As the HMRC Inspector on the case has now retired, another Inspector had been assigned to the case.

24 April 2014:
After reviewing the case the new HMRC Inspector phoned me. He agreed with my analysis of the Judge’s decision as set out in my recent letter. All additional assessments would be withdrawn for all years, leaving the small amount of tax arising on the mistakes plus a 40% penalty based on this small amount payable.

The assessments originally standing at over £1m tax have gone.

Life returns to normal for Mr Green.

Mr Green

Mr Green has stood up to this Enquiry very well, being of the firm belief that in the end it would just have to “go away” as he has known all along that he hasn’t done anything wrong.

Others could be crushed by such an experience. Being chased for over half a million pounds of tax for over 6 years when you don’t owe it is unpleasant and stressful.

Conclusions

– Make sure your business bookkeeping is perfect.

– Keep your business affairs separate from your private affairs. Don’t pay business expenses from your private bank account. Don’t pay personal expenses from your business account. Don’t mix up your business and private cash. Don’t bank business cash into a private account.

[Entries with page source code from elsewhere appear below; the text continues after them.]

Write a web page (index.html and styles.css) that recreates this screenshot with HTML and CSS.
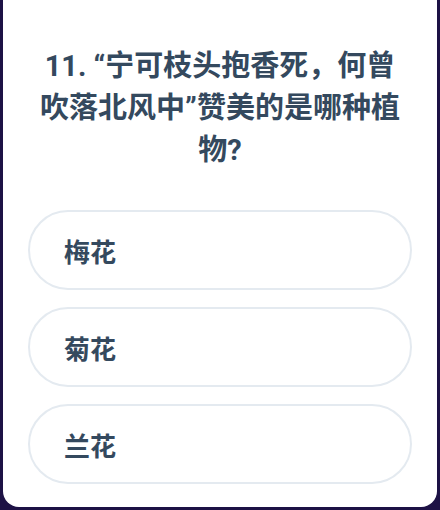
FILE: index.html
```html
<!DOCTYPE html>
<html lang="zh-CN">
<head>
<meta charset="utf-8">
<link rel="stylesheet" href="styles.css">
</head>
<body>
<div class="card">
  <h1 class="question">11. “宁可枝头抱香死，何曾吹落北风中”赞美的是哪种植物?</h1>
  <div class="options">
    <div class="option">梅花</div>
    <div class="option">菊花</div>
    <div class="option">兰花</div>
  </div>
</div>
</body>
</html>
```

FILE: styles.css
```css
html, body {
  margin: 0;
  padding: 0;
}
body {
  width: 440px;
  height: 510px;
  background: #1d1245;
  font-family: Roboto, "Noto Sans CJK SC", sans-serif;
  color: #34495e;
  overflow: hidden;
}
.card {
  margin: 0 3px;
  height: 507px;
  box-sizing: border-box;
  background: #ffffff;
  border-radius: 0 0 16px 16px;
  padding: 45px 25px 0;
}
.question {
  margin: 0 8px;
  font-size: 29px;
  line-height: 42px;
  font-weight: 700;
  text-align: center;
}
.options {
  margin-top: 39px;
  display: flex;
  flex-direction: column;
  gap: 17px;
}
.option {
  height: 80px;
  box-sizing: border-box;
  border: 2px solid #e4eaf0;
  border-radius: 40px;
  display: flex;
  align-items: center;
  padding-left: 34px;
  font-size: 26px;
  font-weight: 700;
}
```
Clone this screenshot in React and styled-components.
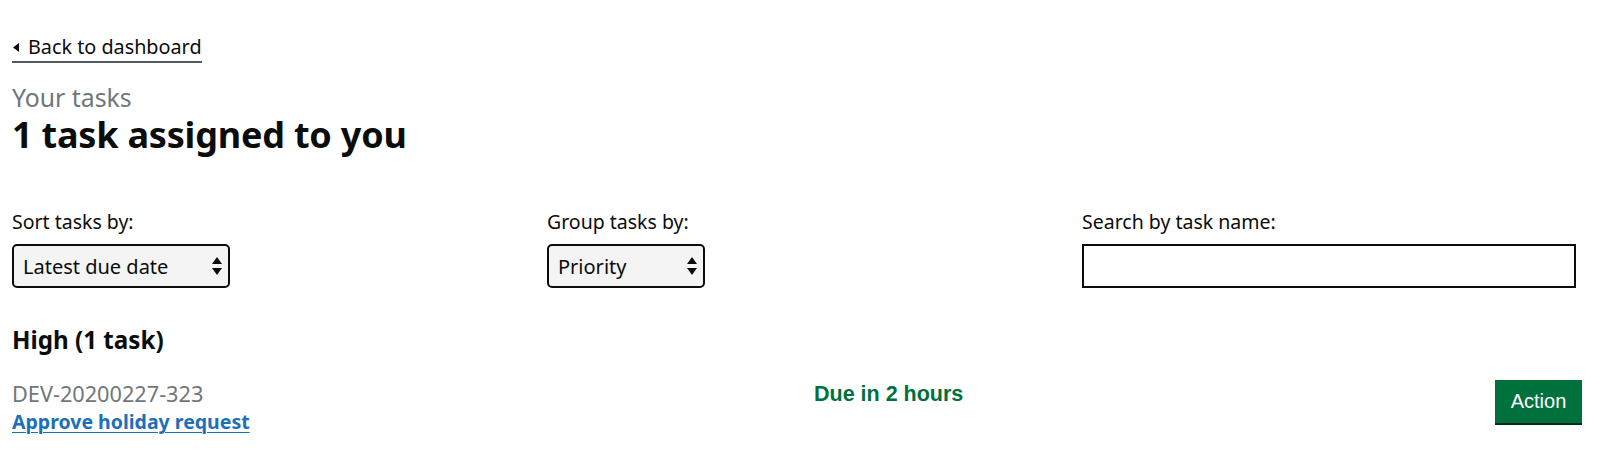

Remember, if your business bookkeeping is perfect then HMRC will not be able to “break your business records” and therefore they will not be entitled to look at your personal bank statement and personal records generally.

–  Take out fee protection insurance so that you can cover the cost of a protracted HMRC Enquiry should you find you have to defend yourself. Here is a link to our Fee Protection Scheme.

–  Trust the system (eventually). Stick to your guns. The Tribunals Service is a fantastic long-stop, completely independent from HMRC.